« Un juif au Vatican » : le témoignage de Bruno Bartoloni qui côtoya sept papes en un demi-siècle. Ph Rochot

Le Vatican est le plus petit état du monde, protégé par une centaine de gardes suisses mais il rassemble près d’un milliard et demi de fidèles et entretient des relations diplomatiques avec près de 180 pays. Comme tout état, il est le théâtre de luttes d’influences, de complots, de manœuvres, de scènes de vie surprenantes, de mystères. Place Saint-Pierre: apparition de Paul VI (en haut à droite) 1972. Photo Ph Rochot

L’homme qui nous raconte la vie au Vatican fut le correspondant de l’Agence France Presse auprès du Saint-Siège durant près d’un demi- siècle. Bruno Bartoloni a couvert le règne de sept papes. Dans la salle de presse du Vatican il était connu de tous pour le regard gentiment ironique avec lequel il observait la vie des prélats. On connaissait moins son passé.
Bruno Bartoloni était le fils d’une juive allemande et d’un journaliste italo-argentin. Il a été converti au catholicisme pour échapper aux rafles des nazis. Il a ensuite grandi au Vatican où son père était devenu le premier correspondant de presse à couvrir l’actualité du Saint-Siège dès 1922 : un « vaticaniste » disait-on à l’époque.

Le Vatican est le plus petit Etat du monde mais veille sur un milliard et demi de croyants: Jérusalem, pèlerinage en la vieille ville, 2014.

C’est donc en toute logique que Bartoloni dédie son livre à sa famille juive allemande. Il dresse des portraits émouvants de ses aïeuls avec des récits poignants sur le destin de ces hommes et ces femmes qui pour la plupart se retrouvèrent dans les camps de la mort à Auschwitz ou Treblinka. Les autres tentèrent de se sauver en embrassant la religion catholique mais souvent en vain.
« Mes grands-parents, Fritz et Hilde se convertirent dans l’espoir d’échapper à la mort, devenant des « marranes » (allusion aux juifs sépharades de la péninsule ibérique convertis de force au catholicisme). Je fus moi-même baptisé par nécessité et non par choix. Je peux donc exhiber avec orgueil le noble titre de « marrane ». C’est en marrane que j’ai raconté le Vatican au cours des cinquante dernières années. »
Mais l’auteur a gardé présente à l’esprit la dimension juive de la culture allemande qui brilla sur l’Europe durant la république de Weimar. « Berlin après Paris était devenue le centre culturel de l’Europe. Aucune ville ne pouvait se flatter de compter autant de prix Nobel, dont Albert Einstein pour ne citer que lui. »

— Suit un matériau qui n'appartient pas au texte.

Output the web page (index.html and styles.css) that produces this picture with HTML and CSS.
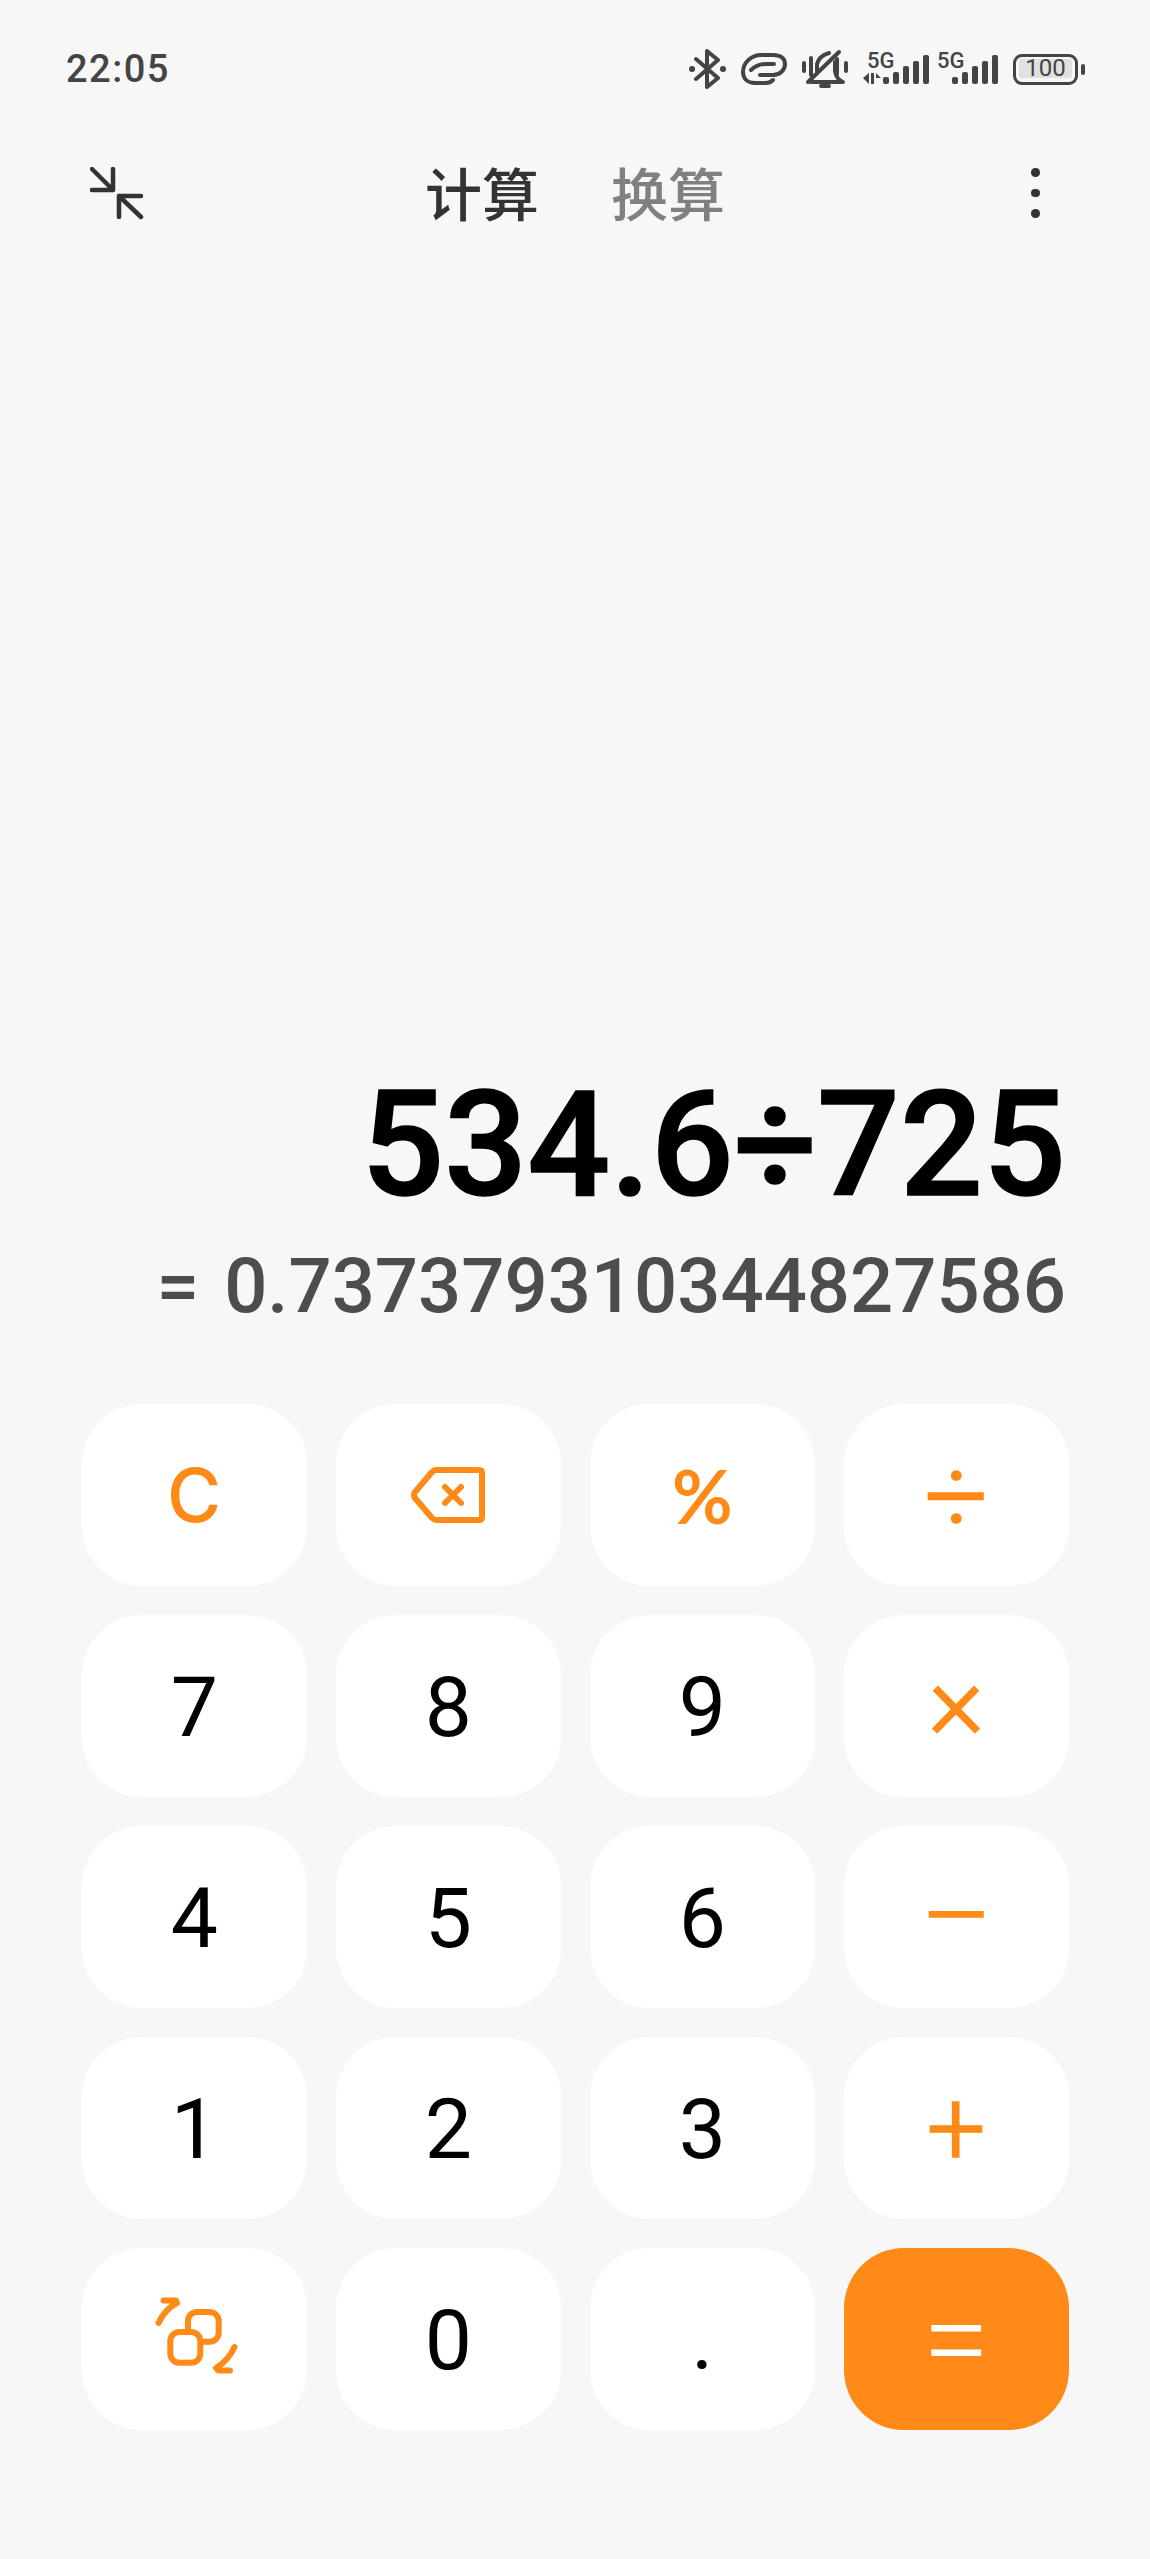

L’ouvrage que nous laisse Bruno Bartoloni montre qu’il est devenu le gardien de la mémoire de cette famille en errance mais aussi de l’histoire du Vatican où il a baigné dès son plus jeune âge.
Avec l’humour qu’on lui connaît, il se décrit comme un galopin qui parcourait les couloirs, les salles immenses et les jardins du Vatican. Sans doute a-t-il gardé à jamais cet esprit malicieux dans la couverture des événements qui ont marqué la vie du Saint-Siège, ce qui lui permet de nous livrer tant d’anecdotes :
« Les jardins étaient surveillés par les gendarmes depuis le jour où Pie XII qui y allait régulièrement se promener son bréviaire à la main, fut surpris par une pèlerine espagnole qui avait réussi à rentrer en cachette et qui se jeta à ses pieds au sortir d’un buisson.»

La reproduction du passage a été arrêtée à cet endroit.